Closed tkchia closed 1 year ago
The JITter patches are still work in progress, but are already starting to show some real (even if small) improvements in running time. :slightly_smiling_face:
Hello @tkchia,
The JITter changes for Aarch64 are interesting. I am trying to learn more about the ARM v8+ ISA myself; may I ask what you're using for reference materials for the processor instruction decoding and/or whether you've found any particularly nice descriptions of ARM v8? I've found a number of books, but many are older and oriented around 32-bit pre-v8 ARM.
Thank you!
Hello @ghaerr,
I do not know of any particularly "friendly" references on ARMv8, I am afraid. I am also looking for something like ref.x86asm.net
for ARM instruction formats, but no luck so far.

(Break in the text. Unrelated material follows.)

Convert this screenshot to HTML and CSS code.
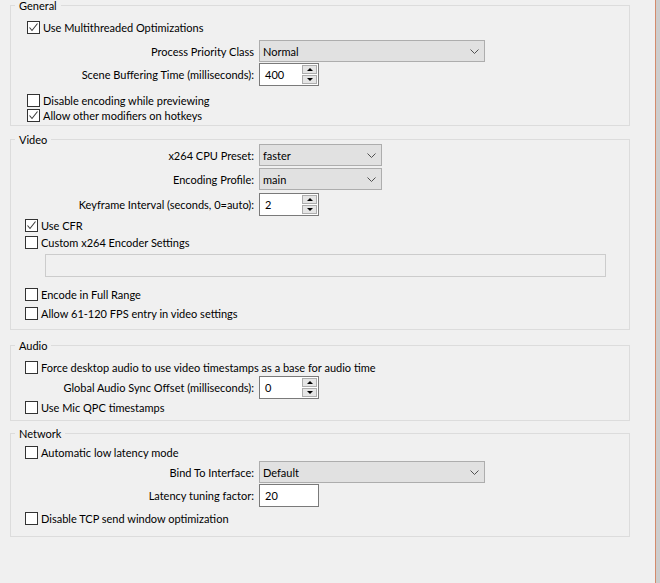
FILE: index.html
```html
<!DOCTYPE html>
<html>
<head>
<meta charset="utf-8">
<link rel="stylesheet" href="styles.css">
</head>
<body>
<div class="window">
  <div class="main">
    <section class="group g-general">
      <div class="title">General</div>
      <div class="row cbrow mt14"><span class="cb on"><svg width="11" height="11" viewBox="0 0 11 11"><polyline points="1.5,5.5 4,8.5 9.5,1.5" fill="none" stroke="#3c3c3c" stroke-width="1.1"/></svg></span><span class="txt">Use Multithreaded Optimizations</span></div>
      <div class="row frow mt5"><span class="flabel">Process Priority Class</span><div class="combo wide"><span class="ctext">Normal</span><svg class="chev" width="9" height="5" viewBox="0 0 9 5"><polyline points="0.5,0.5 4.5,4.5 8.5,0.5" fill="none" stroke="#505050" stroke-width="1"/></svg></div></div>
      <div class="row frow mt1 h23"><span class="flabel">Scene Buffering Time (milliseconds):</span><div class="spin"><span class="stext">400</span><span class="sbtns"><span class="sbtn"><i class="up"></i></span><span class="sbtn"><i class="down"></i></span></span></div></div>
      <div class="row cbrow mt7"><span class="cb"></span><span class="txt">Disable encoding while previewing</span></div>
      <div class="row cbrow"><span class="cb on"><svg width="11" height="11" viewBox="0 0 11 11"><polyline points="1.5,5.5 4,8.5 9.5,1.5" fill="none" stroke="#3c3c3c" stroke-width="1.1"/></svg></span><span class="txt">Allow other modifiers on hotkeys</span></div>
    </section>

    <section class="group g-video">
      <div class="title">Video</div>
      <div class="row frow mt4"><span class="flabel">x264 CPU Preset:</span><div class="combo narrow"><span class="ctext">faster</span><svg class="chev" width="9" height="5" viewBox="0 0 9 5"><polyline points="0.5,0.5 4.5,4.5 8.5,0.5" fill="none" stroke="#505050" stroke-width="1"/></svg></div></div>
      <div class="row frow mt2"><span class="flabel">Encoding Profile:</span><div class="combo narrow"><span class="ctext">main</span><svg class="chev" width="9" height="5" viewBox="0 0 9 5"><polyline points="0.5,0.5 4.5,4.5 8.5,0.5" fill="none" stroke="#505050" stroke-width="1"/></svg></div></div>
      <div class="row frow mt3 h23"><span class="flabel">Keyframe Interval (seconds, 0=auto):</span><div class="spin"><span class="stext">2</span><span class="sbtns"><span class="sbtn"><i class="up"></i></span><span class="sbtn"><i class="down"></i></span></span></div></div>
      <div class="row cbrow mt2"><span class="cb on"><svg width="11" height="11" viewBox="0 0 11 11"><polyline points="1.5,5.5 4,8.5 9.5,1.5" fill="none" stroke="#3c3c3c" stroke-width="1.1"/></svg></span><span class="txt">Use CFR</span></div>
      <div class="row cbrow mt2"><span class="cb"></span><span class="txt">Custom x264 Encoder Settings</span></div>
      <div class="row mt4"><div class="disabled-edit"></div></div>
      <div class="row cbrow mt10"><span class="cb"></span><span class="txt">Encode in Full Range</span></div>
      <div class="row cbrow mt4"><span class="cb"></span><span class="txt">Allow 61-120 FPS entry in video settings</span></div>
    </section>

    <section class="group g-audio">
      <div class="title">Audio</div>
      <div class="row cbrow mt14"><span class="cb"></span><span class="txt">Force desktop audio to use video timestamps as a base for audio time</span></div>
      <div class="row frow mt1 h23"><span class="flabel">Global Audio Sync Offset (milliseconds):</span><div class="spin"><span class="stext">0</span><span class="sbtns"><span class="sbtn"><i class="up"></i></span><span class="sbtn"><i class="down"></i></span></span></div></div>
      <div class="row cbrow mt1"><span class="cb"></span><span class="txt">Use Mic QPC timestamps</span></div>
    </section>

    <section class="group g-network">
      <div class="title">Network</div>
      <div class="row cbrow mt11"><span class="cb"></span><span class="txt">Automatic low latency mode</span></div>
      <div class="row frow mt1"><span class="flabel">Bind To Interface:</span><div class="combo wide"><span class="ctext">Default</span><svg class="chev" width="9" height="5" viewBox="0 0 9 5"><polyline points="0.5,0.5 4.5,4.5 8.5,0.5" fill="none" stroke="#505050" stroke-width="1"/></svg></div></div>
      <div class="row frow mt1 h23"><span class="flabel">Latency tuning factor:</span><div class="ledit"><span class="stext">20</span></div></div>
      <div class="row cbrow mt4"><span class="cb"></span><span class="txt">Disable TCP send window optimization</span></div>
    </section>
  </div>
  <div class="edge"></div>
  <div class="strip"></div>
</div>
</body>
</html>
```

FILE: styles.css
```css
html, body {
  margin: 0;
  padding: 0;
  background: #f0f0f0;
  width: 660px;
  height: 583px;
  overflow: hidden;
}

.window {
  display: flex;
  width: 660px;
  height: 583px;
  font-family: Lato, "Liberation Sans", sans-serif;
  font-size: 11px;
  color: #000;
}

.main {
  width: 655px;
  flex: none;
  padding-top: 5px;
  box-sizing: border-box;
}

.edge {
  width: 1px;
  flex: none;
  background: #d38b6c;
}

.strip {
  flex: 1;
  background: #cdcdcd;
}

.group {
  box-sizing: border-box;
  width: 620px;
  margin-left: 10px;
  border: 1px solid #dcdcdc;
  display: flex;
  flex-direction: column;
}

.g-general { height: 121px; }
.g-general .cbrow { padding-left: 16px; }
.g-video { height: 191px; margin-top: 13px; }
.g-audio { height: 76px; margin-top: 15px; }
.g-network { height: 104px; margin-top: 12px; }

.title {
  align-self: flex-start;
  height: 12px;
  line-height: 12px;
  margin: -6px 0 -6px 4px;
  padding: 0 4px;
  background: #f0f0f0;
}

.row {
  display: flex;
  align-items: center;
  flex: none;
}

.cbrow {
  height: 15px;
  line-height: 15px;
  padding-left: 14px;
}

.frow { height: 22px; }
.h23 { height: 23px; }

.mt1 { margin-top: 1px; }
.mt2 { margin-top: 2px; }
.mt3 { margin-top: 3px; }
.mt4 { margin-top: 4px; }
.mt5 { margin-top: 5px; }
.mt7 { margin-top: 7px; }
.mt10 { margin-top: 10px; }
.mt11 { margin-top: 11px; }
.mt14 { margin-top: 14px; }

.cb {
  box-sizing: border-box;
  width: 13px;
  height: 13px;
  border: 1px solid #333;
  background: #fff;
  flex: none;
  display: flex;
  align-items: center;
  justify-content: center;
}

.cb svg { display: block; }

.txt {
  margin-left: 3px;
  white-space: nowrap;
}

.flabel {
  width: 243px;
  margin-right: 5px;
  text-align: right;
  white-space: nowrap;
  flex: none;
}

.combo {
  box-sizing: border-box;
  height: 22px;
  border: 1px solid #adadad;
  background: #e1e1e1;
  display: flex;
  align-items: center;
  justify-content: space-between;
  padding: 0 5px 0 3px;
}

.combo.wide { width: 226px; }
.combo.narrow { width: 123px; }

.chev { display: block; }

.spin, .ledit {
  box-sizing: border-box;
  width: 60px;
  height: 23px;
  border: 1px solid #7a7a7a;
  background: #fff;
  display: flex;
  align-items: stretch;
}

.stext {
  flex: 1;
  display: flex;
  align-items: center;
  padding-left: 5px;
}

.sbtns {
  width: 16px;
  display: flex;
  flex-direction: column;
  justify-content: space-between;
  padding: 1px 1px 1px 0;
  box-sizing: border-box;
}

.sbtn {
  box-sizing: border-box;
  height: 9px;
  border: 1px solid #adadad;
  background: #e5e5e5;
  display: flex;
  align-items: center;
  justify-content: center;
}

.up {
  width: 0;
  height: 0;
  border-left: 3px solid transparent;
  border-right: 3px solid transparent;
  border-bottom: 3px solid #000;
}

.down {
  width: 0;
  height: 0;
  border-left: 3px solid transparent;
  border-right: 3px solid transparent;
  border-top: 3px solid #000;
}

.disabled-edit {
  box-sizing: border-box;
  width: 561px;
  height: 23px;
  margin-left: 34px;
  border: 1px solid #cccccc;
  background: #f0f0f0;
}
```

The official ARM Architecture Reference Manual (DDI 0487) is available from arm.com
, so for now I am using that. The Procedure Call Standard for the ARM 64-bit Architecture (IHI 0055), which describes the official AAPCS64 ABI, also used to be available, though it seems to be gone (paywalled?) now. There is still a Programmer's Guide which summarizes the ABI though. Also I recall that Apple macOS and iOS actually use a slightly different ABI.
Thank you!
On my AArch64 box, https://github.com/jart/blink/pull/145/commits/b3afd4863c0b048ee6c9246412ba5181a3a0236f improves the running time of o//blink/blink third_party/cosmo/2/test_suite_ecp.com
by about 5%:
PASSED (130 / 130 tests (73 skipped))
RL: took 14,428,269µs wall time
RL: ballooned to 5,220kb in size
RL: needed 14,145,480µs cpu (0% kernel)
RL: caused 1,256 page faults (99% memcpy)

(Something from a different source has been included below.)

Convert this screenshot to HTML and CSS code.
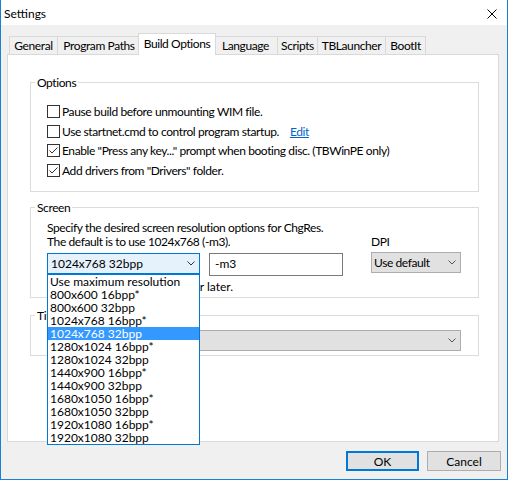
FILE: index.html
```html
<!DOCTYPE html>
<html>
<head>
<meta charset="utf-8">
<title>Settings</title>
<link rel="stylesheet" href="styles.css">
</head>
<body>
<div class="window">
  <div class="titlebar">
    <span class="title">Settings</span>
    <svg class="close" viewBox="0 0 10 10" width="10" height="10"><path d="M0.5 0.5 L9.5 9.5 M9.5 0.5 L0.5 9.5" stroke="#000" stroke-width="1" fill="none"/></svg>
  </div>
  <div class="client">
    <div class="tabs">
      <div class="tab w-general">General</div>
      <div class="tab w-paths">Program Paths</div>
      <div class="tab active w-build">Build Options</div>
      <div class="tab w-lang">Language</div>
      <div class="tab w-scripts">Scripts</div>
      <div class="tab w-tbl">TBLauncher</div>
      <div class="tab w-boot">BootIt</div>
    </div>
    <div class="panel">
      <fieldset class="group g-options">
        <legend>Options</legend>
        <div class="options-body">
          <div class="check-row">
            <svg class="box" viewBox="0 0 13 13" width="13" height="13"><rect x="0.5" y="0.5" width="12" height="12" fill="#fff" stroke="#333"/></svg>
            <span>Pause build before unmounting WIM file.</span>
          </div>
          <div class="check-row">
            <svg class="box" viewBox="0 0 13 13" width="13" height="13"><rect x="0.5" y="0.5" width="12" height="12" fill="#fff" stroke="#333"/></svg>
            <span>Use startnet.cmd to control program startup.</span>
            <span class="link">Edit</span>
          </div>
          <div class="check-row">
            <svg class="box" viewBox="0 0 13 13" width="13" height="13"><rect x="0.5" y="0.5" width="12" height="12" fill="#fff" stroke="#333"/><polyline points="2.5,6.5 5,9 10.5,3.5" fill="none" stroke="#333" stroke-width="1"/></svg>
            <span>Enable "Press any key..." prompt when booting disc. (TBWinPE only)</span>
          </div>
          <div class="check-row">
            <svg class="box" viewBox="0 0 13 13" width="13" height="13"><rect x="0.5" y="0.5" width="12" height="12" fill="#fff" stroke="#333"/><polyline points="2.5,6.5 5,9 10.5,3.5" fill="none" stroke="#333" stroke-width="1"/></svg>
            <span>Add drivers from "Drivers" folder.</span>
          </div>
        </div>
      </fieldset>

      <fieldset class="group g-screen">
        <legend>Screen</legend>
        <div class="screen-body">
          <div class="line">Specify the desired screen resolution options for ChgRes.</div>
          <div class="row-b">
            <div class="line line2">The default is to use 1024x768 (-m3).</div>
            <div class="line">DPI</div>
          </div>
          <div class="row-c">
            <div class="combo open">
              <span class="val">1024x768 32bpp</span>
              <svg class="chev" viewBox="0 0 8 5" width="8" height="5"><polyline points="0.5,0.5 4,4 7.5,0.5" fill="none" stroke="#333" stroke-width="1"/></svg>
              <div class="dropdown">
                <div class="item">Use maximum resolution</div>
                <div class="item">800x600 16bpp*</div>
                <div class="item">800x600 32bpp</div>
                <div class="item">1024x768 16bpp*</div>
                <div class="item sel">1024x768 32bpp</div>
                <div class="item">1280x1024 16bpp*</div>
                <div class="item">1280x1024 32bpp</div>
                <div class="item">1440x900 16bpp*</div>
                <div class="item">1440x900 32bpp</div>
                <div class="item">1680x1050 16bpp*</div>
                <div class="item">1680x1050 32bpp</div>
                <div class="item">1920x1080 16bpp*</div>
                <div class="item">1920x1080 32bpp</div>
              </div>
            </div>
            <div class="text-input">-m3</div>
            <div class="combo select dpi-select">
              <span>Use default</span>
              <svg class="chev" viewBox="0 0 8 5" width="8" height="5"><polyline points="0.5,0.5 4,4 7.5,0.5" fill="none" stroke="#555" stroke-width="1"/></svg>
            </div>
          </div>
          <div class="line note">Requires Windows 8.1 or later.</div>
        </div>
      </fieldset>

      <fieldset class="group g-third">
        <legend>Time zone</legend>
        <div class="third-body">
          <div class="combo select wide-select">
            <span></span>
            <svg class="chev" viewBox="0 0 8 5" width="8" height="5"><polyline points="0.5,0.5 4,4 7.5,0.5" fill="none" stroke="#555" stroke-width="1"/></svg>
          </div>
        </div>
      </fieldset>
    </div>
    <div class="footer">
      <div class="btn btn-ok">OK</div>
      <div class="btn btn-cancel">Cancel</div>
    </div>
  </div>
</div>
</body>
</html>
```
FILE: styles.css
```css
html, body {
  margin: 0;
  padding: 0;
}
body {
  font-family: Lato, "Noto Sans", "Liberation Sans", sans-serif;
  font-size: 12px;
  letter-spacing: -0.4px;
  color: #000;
  background: #fff;
}
.window {
  width: 508px;
  height: 480px;
  box-sizing: border-box;
  border: 1px solid #1a7fd5;
  border-top: none;
  background: #f0f0f0;
  display: flex;
  flex-direction: column;
}
.titlebar {
  height: 25px;
  box-sizing: border-box;
  background: #fff;
  display: flex;
  align-items: flex-start;
  padding: 6px 10px 0 3px;
}
.title {
  line-height: 15px;
  letter-spacing: 0;
}
.close {
  margin-left: auto;
  margin-top: 3px;
  display: block;
}
.client {
  flex: 1;
  display: flex;
  flex-direction: column;
  padding-top: 8px;
}
.tabs {
  display: flex;
  align-items: flex-end;
  height: 21px;
  margin-left: 8px;
}
.tab {
  height: 18px;
  box-sizing: border-box;
  border: 1px solid #d9d9d9;
  border-bottom: none;
  background: #f0f0f0;
  display: flex;
  align-items: center;
  justify-content: center;
  margin-right: -1px;
  line-height: 14px;
  white-space: nowrap;
}
.tab.active {
  height: 22px;
  background: #fff;
  margin-left: -2px;
  margin-right: -3px;
  margin-bottom: -1px;
  padding-bottom: 2px;
  position: relative;
  z-index: 1;
}
.w-general { width: 49px; }
.w-paths { width: 84px; }
.w-build { width: 78px; }
.w-lang { width: 65px; }
.w-scripts { width: 41px; }
.w-tbl { width: 69px; }
.w-boot { width: 41px; }

.panel {
  margin-left: 6px;
  width: 492px;
  height: 388px;
  box-sizing: border-box;
  background: #fff;
  border: 1px solid #d9d9d9;
  padding: 0 19px 0 22px;
}
.group {
  margin: 0;
  padding: 0;
  border: 1px solid #dcdcdc;
  min-width: 0;
}
.group legend {
  margin-left: 4px;
  padding: 0 2px;
  line-height: 15px;
}
.g-options { margin-top: 20px; }
.options-body {
  padding: 12px 0 11px 16px;
}
.check-row {
  display: flex;
  align-items: center;
  height: 19.5px;
  white-space: nowrap;
}
.box {
  display: block;
  margin-right: 2px;
  flex: none;
}
.link {
  color: #0066cc;
  text-decoration: underline;
  margin-left: 11px;
}

.g-screen { margin-top: 8px; }
.screen-body {
  padding: 6px 0 3px 16px;
}
.line {
  line-height: 14px;
  white-space: nowrap;
}
.row-b {
  display: flex;
}
.line2 { width: 324px; }
.row-c {
  display: flex;
  align-items: flex-start;
  margin-top: 4px;
}
.combo {
  width: 153px;
  height: 21px;
  box-sizing: border-box;
  display: flex;
  align-items: center;
  padding-left: 3px;
  position: relative;
}
.combo.open {
  border: 1px solid #0078d7;
  background: #e5f1fb;
  letter-spacing: 0;
}
.chev {
  display: block;
  margin-left: auto;
  margin-right: 4px;
}
.select {
  border: 1px solid #adadad;
  background: #e1e1e1;
}
.dpi-select {
  width: 90px;
  margin-left: 28px;
  margin-top: -1px;
  padding-left: 2px;
}
.text-input {
  margin-left: 9px;
  width: 134px;
  height: 23px;
  box-sizing: border-box;
  border: 1px solid #7a7a7a;
  background: #fff;
  padding-left: 5px;
  display: flex;
  align-items: center;
  padding-bottom: 2px;
  letter-spacing: 0;
}
.note {
  margin-top: 4px;
  width: 186px;
  text-align: right;
  letter-spacing: 0;
}
.dropdown {
  position: absolute;
  left: -1px;
  top: calc(100% + 1px);
  width: 153px;
  box-sizing: border-box;
  border: 1px solid #0078d7;
  background: #fff;
  z-index: 5;
  letter-spacing: 0;
}
.item {
  height: 13px;
  line-height: 13px;
  padding-left: 2px;
  white-space: nowrap;
}
.item.sel {
  background: #3399ff;
  color: #fff;
}

.g-third { margin-top: 10px; }
.third-body {
  padding: 7px 0 4px 16px;
}
.wide-select {
  width: 414px;
}

.footer {
  display: flex;
  justify-content: flex-end;
  gap: 8px;
  margin-top: 9px;
  padding-right: 6px;
}
.btn {
  height: 20px;
  box-sizing: border-box;
  background: #e1e1e1;
  border: 1px solid #adadad;
  display: flex;
  align-items: center;
  justify-content: center;
  letter-spacing: 0;
}
.btn-ok {
  width: 73px;
  border: 2px solid #0078d7;
}
.btn-cancel {
  width: 74px;
}
```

RL: 172 context switches (11% consensual)
RL: performed 1,016 reads and 8 write i/o operations
versus
PASSED (130 / 130 tests (73 skipped))
RL: took 15,051,129µs wall time
RL: ballooned to 5,200kb in size
RL: needed 14,786,259µs cpu (0% kernel)
RL: caused 1,257 page faults (100% memcpy)
RL: 251 context switches (2% consensual)
RL: performed 0 reads and 8 write i/o operations
By the way o//blink/blink third_party/cosmo/2/test_suite_mpi.com
took about 10 minutes to run on AArch64 — on x86-64 it took about 18 seconds. I guess my AArch64 box is a bit under-powered. :neutral_face:
Thank you!
Hello @ghaerr, hello @jart,
Incidentally, I still find it a bit ... silly that test_suite_mpi.com
needs about 10 minutes to run on my AArch64 box. I suspect though that the JITter will need some significant rearchitecting, if there are to be any major speed improvements.
Thank you!
Hello @tkchia,
Are you thinking that perhaps test_suite_mpi.com
should be commented out for the time being? That test also failed during the CI run, unrelated to my last PR here, although I never figured out why.
Thank you!
@ghaerr : the test is OK, I think. It is just that it takes a long time to run on my box. Thank you!